I own a 2001 Blazer 4.3lt 4 door 4 wheel drive. I was having a hard starting problem it would take several attempts to start before it would run. On a few occasions it would back fire through the intake manifold. Researching pointed to the fuel pressure regulator. Put fuel pressure gauge on key on engine off got 55 to 60 psi it would drop to 48 or so. Changed fuel regulator (inside intake manifold) Inside the manifold it was pretty carbonized except under the regulator so I thought this was most probably the problem. When everything was back together I had no fuel pressure. Even though I could hear the fuel pump with the key on. I thought since the pump was on the old side maybe I could hear it but it wasn't pumping. I dropped the tank and changed the pump and fuel filter. Put pressure gauge back on and no pressure (0psi). I can hear the relay click and the pump. What did I overlook

  • Are you still experiencing this issue? Jan 5, 2016 at 5:19
  • I'd check to make sure that you put the regulator back on the right way around. Also double check any hose connections. Then try metering the pressure before the regulator.
    – dlu
    Dec 20, 2016 at 16:39

1 Answer 1


just changed the fuel pressure regulator on my 1996 Silverado. The truck would not start after all the work. I took it apart the next day and found the smallest o-ring damaged. I am sure it happened when i pushed the regulator into the "spider" fuel ejector pack. (Really dislike this system). Anyway, I noticed a small piece missing from the O-ring which was still in the ejector pack. After I removed the piece of O-ring I figured out what caused this. I put the O-ring into the ejector pack and pushed the regulator into it. A better way is to put the larger O-ring on, the small filter and then the smallest O-ring on the regulator, put a small amount of oil on the O-rings and press it into the ejector pack.

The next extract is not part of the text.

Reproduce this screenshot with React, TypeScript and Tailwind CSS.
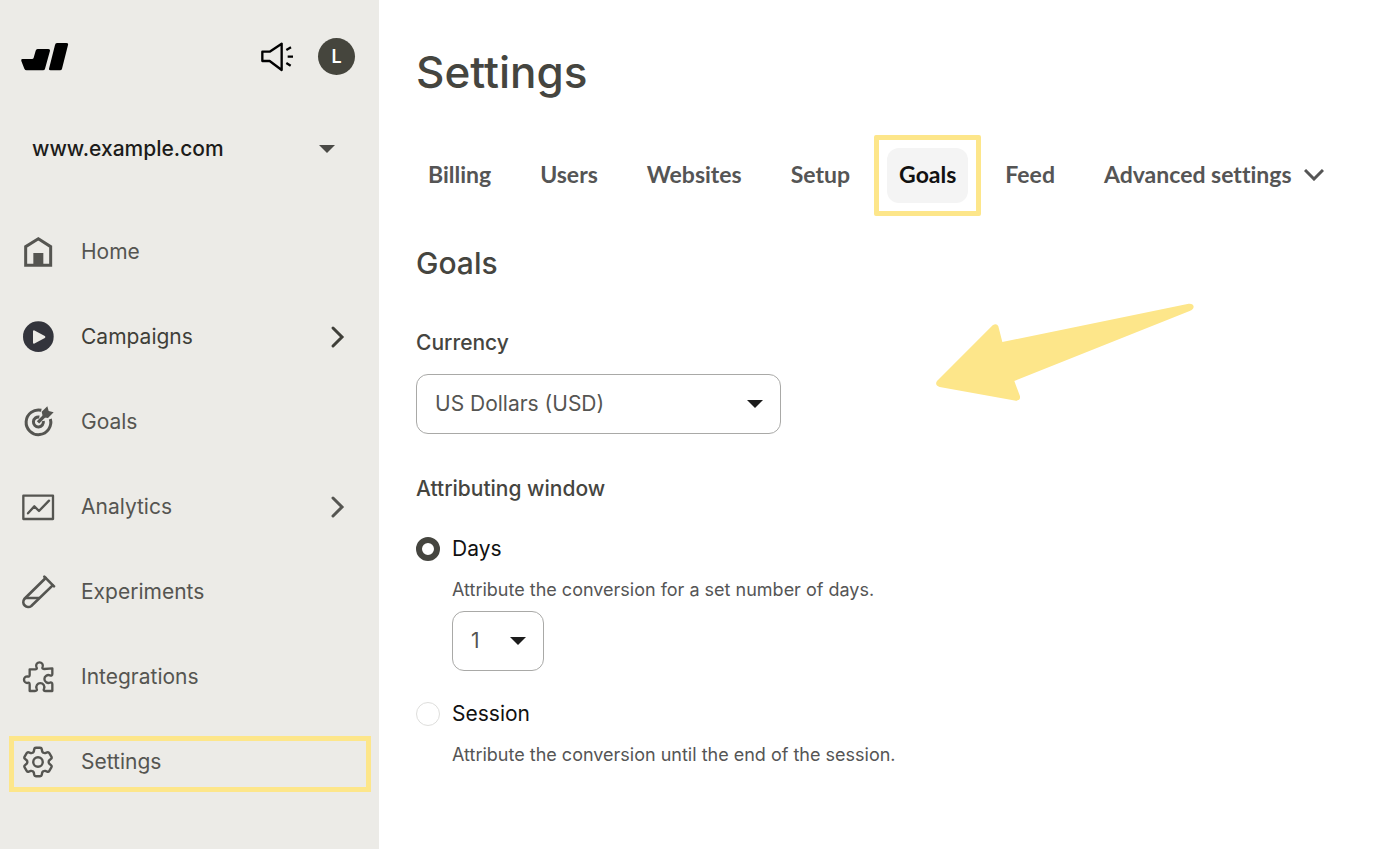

I connected the fuel lines and checked for pressure on the shrader valve which was good to go. Then put it all back together 'again ' and it started up with no problem. The truck ran prior to me working on it so I knew I caused the issue. A word of advice: if you work on something and it acts differently than when you first worked on it, always suspect what was done last. Hope this helps someone.